I would expect the Church to point out that we have abandoned our former ways of meetings wants and needs largely though local, even homegrown means. Now we buy everything at Mal-Wart. We don't eat homemade bread, we eat Pop-Tarts. We don't walk to work, we drive our SUV's. And in doing so we support a small group of people who make lots of money selling us what we used to do for ourselves in our own communities. This way of life is not only very insecure and unjust but requires incredible amounts of energy, which comes to us mainly in the form of fossil fuels; most notably petroleum. Petroleum production peaked worldwide in July of 2006. Less oil will be available to us each year from now until forever. Two thirds of the oil that is still in the ground lies under the sands of the Middle East. There is little wonder why we attacked Iraq without real cause. It is a shame that the American business interests mentioned above mean to keep us consuming, or as John Michael Greer recently put it, “turning resources into pollution”, as fast as possible until those resources are gone because that is how those in power acquire wealth. But it is our shame that we continue to let them.
It really doesn’t even have to be about our over consumptive culture supporting an empire driven to war. Our consumption, our greed and gluttony themselves should be enough to turn our Christian stomachs. I know of another bumper sticker on the car of a Christian friend that says, 'Live Simply So That Other May Simply Live,' and I want to ask her why not give up the car itself? Sell it and use the money to help others “simply live.” Why not walk? Why not bike? Why not abandon the idea that more, bigger, faster is an appropriate national mantra? Why not reject the idea that stuff is more important than people? Why not imagine a better American dream? Why not step outside of a culture that has replaced its citizens with consumers? Doing so would not only be in keeping with the teachings of Christ. It would also make us healthier, happier and a better nation- truly evangelical and patriotic ideas!
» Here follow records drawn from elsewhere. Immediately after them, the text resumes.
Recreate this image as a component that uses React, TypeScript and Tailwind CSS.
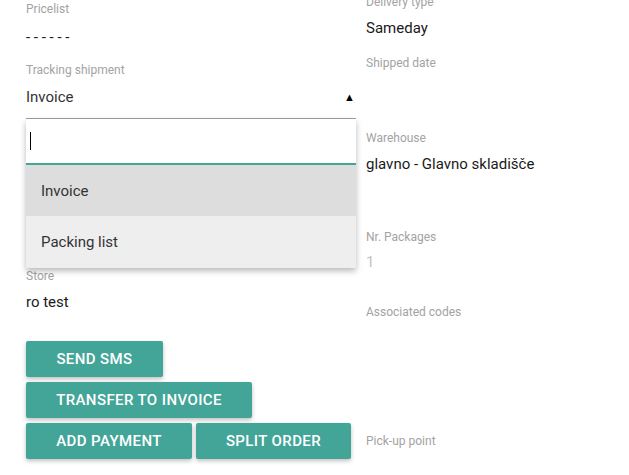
import { useState } from 'react';

const OPTIONS = ['Invoice', 'Packing list'];

function Label({ text, className = '' }: { text: string; className?: string }) {
  return <div className={`text-[12px] leading-[14px] text-[#a3a3a3] ${className}`}>{text}</div>;
}

function Value({ text, className = '' }: { text: string; className?: string }) {
  return <div className={`text-[15px] leading-[20px] text-[#1a1a1a] ${className}`}>{text}</div>;
}

function ActionButton({ label, width }: { label: string; width: string }) {
  return (
    <button
      className={`${width} h-[36px] rounded-[2px] bg-[#42a598] text-white text-[15px] font-medium tracking-[0.4px] uppercase shadow-[0_2px_4px_rgba(0,0,0,0.25)]`}
    >
      {label}
    </button>
  );
}

export default function App() {
  const [selected] = useState('Invoice');

  return (
    <div
      className="w-[629px] h-[475px] overflow-hidden bg-white flex pl-[26px] gap-[10px]"
      style={{ fontFamily: 'Roboto, "Noto Sans", sans-serif' }}
    >
      {/* Left column */}
      <div className="w-[330px] flex flex-col">
        <Label text="Pricelist" className="mt-[2px]" />
        <Value text="- - - - - -" className="mt-[11px]" />
        <Label text="Tracking shipment" className="mt-[16px]" />

        {/* Select with open menu */}
        <div className="relative mt-[10px]">
          <div className="flex items-center justify-between border-b border-[#9e9e9e] pb-[11px] h-[32px]">
            <span className="text-[15px] leading-[20px] text-[#333]">{selected}</span>
            <span className="text-[11px] leading-none text-black mr-[1px]">▲</span>
          </div>
          <div className="absolute left-0 right-0 top-full z-10 bg-white shadow-[0_3px_6px_rgba(0,0,0,0.28)]">
            <div className="h-[46px] flex items-center pl-[4px] border-b-2 border-[#42a598]">
              <div className="w-[1px] h-[18px] bg-black" />
            </div>
            {OPTIONS.map((opt) => (
              <div
                key={opt}
                className={`flex items-center pl-[15px] pt-[1px] text-[15px] text-[#333] ${
                  opt === selected ? 'bg-[#dddddd] h-[51px]' : 'bg-[#eeeeee] h-[52px]'
                }`}
              >
                {opt}
              </div>
            ))}
          </div>
        </div>

        <Label text="Store" className="mt-[150px]" />
        <Value text="ro test" className="mt-[9px]" />

        <div className="mt-[29px] flex flex-col gap-[5px]">
          <div className="flex">
            <ActionButton label="Send SMS" width="w-[137px]" />
          </div>
          <div className="flex">
            <ActionButton label="Transfer to invoice" width="w-[226px]" />
          </div>
          <div className="flex gap-[4px]">
            <ActionButton label="Add payment" width="w-[166px]" />
            <ActionButton label="Split order" width="w-[155px]" />
          </div>
        </div>
      </div>

      {/* Right column */}
      <div className="flex-1 flex flex-col">
        <Label text="Delivery type" className="-mt-[5px]" />
        <Value text="Sameday" className="mt-[9px]" />
        <Label text="Shipped date" className="mt-[18px]" />
        <Label text="Warehouse" className="mt-[61px]" />
        <Value text="glavno - Glavno skladišče" className="mt-[9px]" />
        <Label text="Nr. Packages" className="mt-[56px]" />
        <div className="mt-[8px] text-[15px] leading-[20px] text-[#c4c4c4]">1</div>
        <Label text="Associated codes" className="mt-[33px]" />
        <Label text="Pick-up point" className="mt-[115px]" />
      </div>
    </div>
  );
}
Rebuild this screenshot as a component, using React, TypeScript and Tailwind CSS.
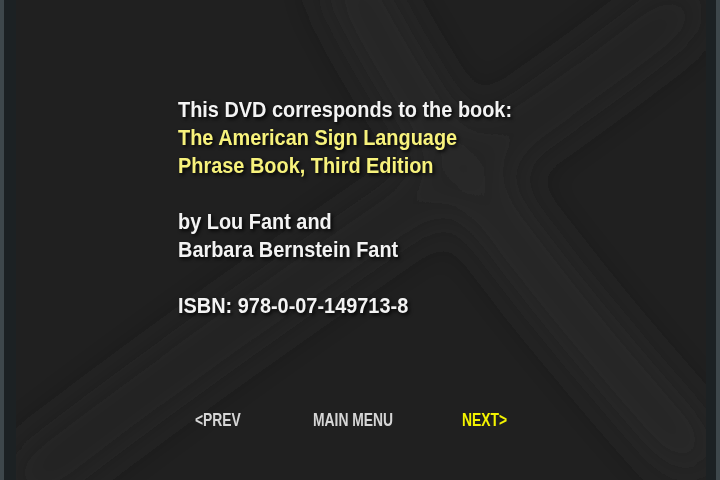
import React from "react";

const Backdrop: React.FC = () => (
  <svg
    className="absolute inset-0 h-full w-full"
    viewBox="0 0 720 480"
    preserveAspectRatio="none"
  >
    <defs>
      <filter id="soft" x="-30%" y="-30%" width="160%" height="160%">
        <feGaussianBlur stdDeviation="24" />
      </filter>
    </defs>
    <g filter="url(#soft)" fill="none" strokeLinecap="round">
      <path d="M350 -20 C 420 120, 520 260, 690 450" stroke="#292929" strokeWidth="50" />
      <path d="M680 10 C 520 140, 300 270, 30 480" stroke="#272727" strokeWidth="44" />
    </g>
  </svg>
);

const App: React.FC = () => {
  const shadow = "[text-shadow:2px_2px_4px_rgba(0,0,0,0.9)]";
  return (
    <div className="relative w-[720px] h-[480px] overflow-hidden bg-[#202020] font-['Liberation_Sans',Arial,sans-serif]">
      <Backdrop />
      <div className="absolute inset-y-0 left-0 flex">
        <div className="w-[4px] bg-[#3e474b]" />
        <div className="w-[12px] bg-[#1c2123]" />
      </div>
      <div className="absolute inset-y-0 right-0 flex">
        <div className="w-[10px] bg-[#1c2123]" />
        <div className="w-[4px] bg-[#3e474b]" />
      </div>

      <div className="relative flex flex-col h-full">
        <div className="pl-[178px] pt-[96px]">
          <div className={`origin-left scale-x-[0.905] text-[22px] leading-[28px] font-bold ${shadow}`}>
            <p className="text-[#f3f3f3]">This DVD corresponds to the book:</p>
            <p className="text-[#f7f27c]">The American Sign Language</p>
            <p className="text-[#f7f27c]">Phrase Book, Third Edition</p>
            <p className="h-[28px]" />
            <p className="text-[#f3f3f3]">by Lou Fant and</p>
            <p className="text-[#f3f3f3]">Barbara Bernstein Fant</p>
            <p className="h-[28px]" />
            <p className="text-[#f3f3f3]">ISBN: 978-0-07-149713-8</p>
          </div>
        </div>

        <div className="flex items-center pl-[195px] mt-[88px] text-[19px] leading-[24px] font-bold">
          <span className="w-[118px] text-[#d6d6d6]">
            <span className="inline-block origin-left scale-x-[0.73]">&lt;PREV</span>
          </span>
          <span className="w-[149px] text-[#d6d6d6]">
            <span className="inline-block origin-left scale-x-[0.73]">MAIN MENU</span>
          </span>
          <span className="text-[#f4f400]">
            <span className="inline-block origin-left scale-x-[0.73]">NEXT&gt;</span>
          </span>
        </div>
      </div>
    </div>
  );
};

export default App;
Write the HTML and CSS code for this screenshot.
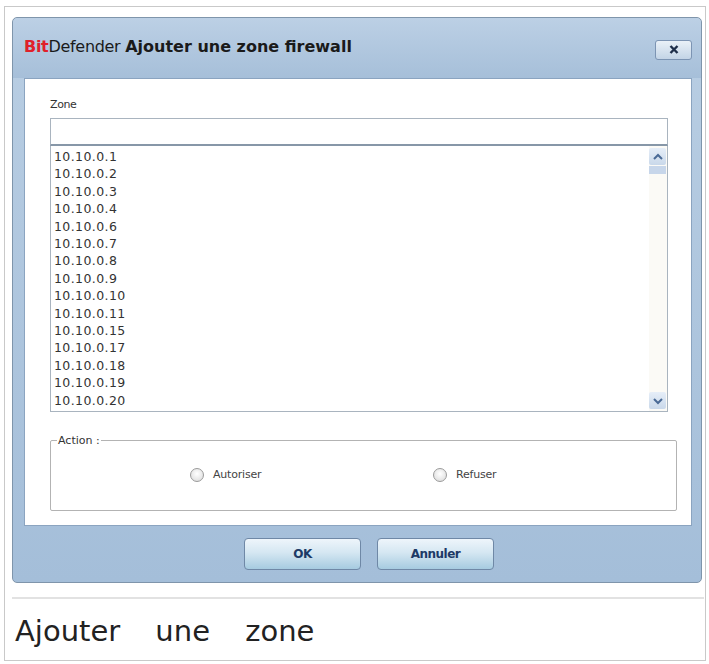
FILE: index.html
```html
<!DOCTYPE html>
<html lang="fr">
<head>
    <meta charset="UTF-8">
    <title>Ajouter une zone</title>
    <link rel="stylesheet" href="styles.css">
</head>
<body>
<div class="figure">
    <!-- Dialog window -->
    <div class="dialog">
        <div class="titlebar">
            <span class="title"><span class="brand-red">Bit</span>Defender <b>Ajouter une zone firewall</b></span>
            <div class="close-btn">
                <svg width="10" height="9" viewBox="0 0 10 9"><path d="M1.5 1 L8.5 8 M8.5 1 L1.5 8" stroke="#1f2f4a" stroke-width="2.4"/></svg>
            </div>
        </div>

        <div class="panel">
            <div class="field-label">Zone</div>
            <div class="zone-input"></div>
            <div class="zone-list">
                <ul class="ip-list">
                    <li>10.10.0.1</li>
                    <li>10.10.0.2</li>
                    <li>10.10.0.3</li>
                    <li>10.10.0.4</li>
                    <li>10.10.0.6</li>
                    <li>10.10.0.7</li>
                    <li>10.10.0.8</li>
                    <li>10.10.0.9</li>
                    <li>10.10.0.10</li>
                    <li>10.10.0.11</li>
                    <li>10.10.0.15</li>
                    <li>10.10.0.17</li>
                    <li>10.10.0.18</li>
                    <li>10.10.0.19</li>
                    <li>10.10.0.20</li>
                </ul>
                <div class="scrollbar">
                    <div class="arrow">
                        <svg width="10" height="8" viewBox="0 0 10 8"><path d="M1 6 L5 2 L9 6" fill="none" stroke="#4a6a96" stroke-width="2"/></svg>
                    </div>
                    <div class="thumb"></div>
                    <div class="track"></div>
                    <div class="arrow">
                        <svg width="10" height="8" viewBox="0 0 10 8"><path d="M1 2 L5 6 L9 2" fill="none" stroke="#4a6a96" stroke-width="2"/></svg>
                    </div>
                </div>
            </div>

            <fieldset class="action-box">
                <legend>Action :</legend>
                <label class="radio"><span class="dot"></span>Autoriser</label>
                <label class="radio"><span class="dot"></span>Refuser</label>
            </fieldset>
        </div>

        <div class="footer">
            <div class="btn">OK</div>
            <div class="btn">Annuler</div>
        </div>
    </div>

    <div class="separator"></div>
    <div class="caption">Ajouter une zone</div>
</div>
</body>
</html>
```

FILE: styles.css
```css
* {
    box-sizing: border-box;
    margin: 0;
    padding: 0;
}

body {
    background-color: #fff;
    font-family: 'DejaVu Sans', sans-serif;
    color: #333;
}

.figure {
    margin: 6px 3px 0 4px;
    width: 702px;
    height: 655px;
    border: 1px solid #c9c9c9;
    background-color: #fff;
}

/* Dialog window */
.dialog {
    margin: 10px 3px 0 7px;
    height: 566px;
    border: 1px solid #7f95ab;
    border-radius: 5px;
    background: linear-gradient(#b9cee3, #a4bed9);
    display: flex;
    flex-direction: column;
}

.titlebar {
    height: 60px;
    display: flex;
    align-items: center;
    justify-content: space-between;
    padding: 0 9px 0 11px;
    background: linear-gradient(#bcd0e5, #a6bfd9);
    border-radius: 5px 5px 0 0;
}

.title {
    font-size: 16px;
    color: #1a1a1a;
    letter-spacing: -0.3px;
    margin-top: -3px;
}

.title b {
    letter-spacing: 0;
}

.brand-red {
    color: #e0202a;
    font-weight: bold;
}

.close-btn {
    width: 37px;
    height: 20px;
    border: 1px solid #7c94b3;
    border-radius: 3px;
    background: linear-gradient(#eaf1f8, #c3d4e6);
    display: flex;
    align-items: center;
    justify-content: center;
    margin-top: 3px;
}

/* White content area */
.panel {
    height: 448px;
    margin: 0 9px 0 11px;
    background-color: #fff;
    border: 1px solid #8ba4c0;
    padding: 19px 23px 0 25px;
}

.field-label {
    font-size: 11px;
    color: #333;
    letter-spacing: -0.4px;
    height: 20px;
}

.zone-input {
    height: 28px;
    border: 1px solid #a9b4bf;
    border-bottom: 2px solid #8797a8;
    background-color: #fff;
}

.zone-list {
    height: 266px;
    border: 1px solid #a9b4bf;
    border-top: none;
    display: flex;
}

.ip-list {
    list-style: none;
    flex: 1;
    padding: 2px 0 0 3px;
}

.ip-list li {
    font-size: 12.5px;
    line-height: 17.4px;
    color: #333;
    letter-spacing: 0.4px;
}

.scrollbar {
    width: 18px;
    display: flex;
    flex-direction: column;
    padding: 2px 1px 2px 0;
    background-color: #fbfaf6;
}

.scrollbar .arrow {
    height: 17px;
    background: linear-gradient(#e6eef8, #c9d8ea);
    border-radius: 2px;
    display: flex;
    align-items: center;
    justify-content: center;
}

.scrollbar .thumb {
    height: 8px;
    margin-top: 1px;
    background-color: #c7d6ea;
}

.scrollbar .track {
    flex: 1;
}

/* Action group */
.action-box {
    margin-top: 22px;
    height: 77px;
    border: 1px solid #b3b3b3;
    border-radius: 2px;
    padding: 0 0 0 139px;
    display: flex;
    align-items: center;
}

.action-box legend {
    font-size: 11px;
    color: #333;
    margin-left: -133px;
    padding: 0 1px;
}

.radio {
    display: flex;
    align-items: center;
    font-size: 11px;
    color: #444;
    letter-spacing: -0.2px;
    width: 243px;
    margin-top: -8px;
}

.dot {
    width: 14px;
    height: 14px;
    border-radius: 50%;
    border: 1px solid #9a9a9a;
    background: radial-gradient(circle at 50% 40%, #fff, #d8d8d8);
    margin-right: 9px;
}

/* Buttons */
.footer {
    flex: 1;
    display: flex;
    justify-content: center;
    align-items: center;
    gap: 16px;
    padding: 0 0 0 24px;
}

.btn {
    width: 117px;
    height: 32px;
    border: 1px solid #6f88a6;
    border-radius: 4px;
    background: linear-gradient(#eef5fb 0%, #d5e7f2 45%, #a6cbe0 100%);
    color: #1d3a66;
    font-size: 12px;
    font-weight: bold;
    letter-spacing: -0.5px;
    display: flex;
    align-items: center;
    justify-content: center;
}

.separator {
    margin: 14px 1px 0 7px;
    height: 2px;
    background-color: #e2e2e2;
}

.caption {
    font-family: 'DejaVu Sans', sans-serif;
    font-size: 29px;
    color: #222;
    word-spacing: 26px;
    padding: 15px 0 0 10px;
}
```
Let me end by saying that more than one person has already labeled me a copout because I don’t engage directly with my congregation on these matters or at least find a more peace-friendly church. These are legitimate criticisms of my distance from the church. But anyone who has struggled with faith knows that such efforts are complex. And I wrote this not as an indictment of all Christians. I wrote it because I think my friend raises some good points. I wanted to share them and the fact that at least one disillusioned Christian is missing from the fold because he is dismayed that those of fellow faith are not leading the way back to a life of balance, of simplicity; a way of life that wouldn't require war or the use of so much oil on which the current war is based. I'm looking to the Church and the majority of Americans, who claim Christianity, for leadership on issues of energy and the environment and I am mostly disappointed.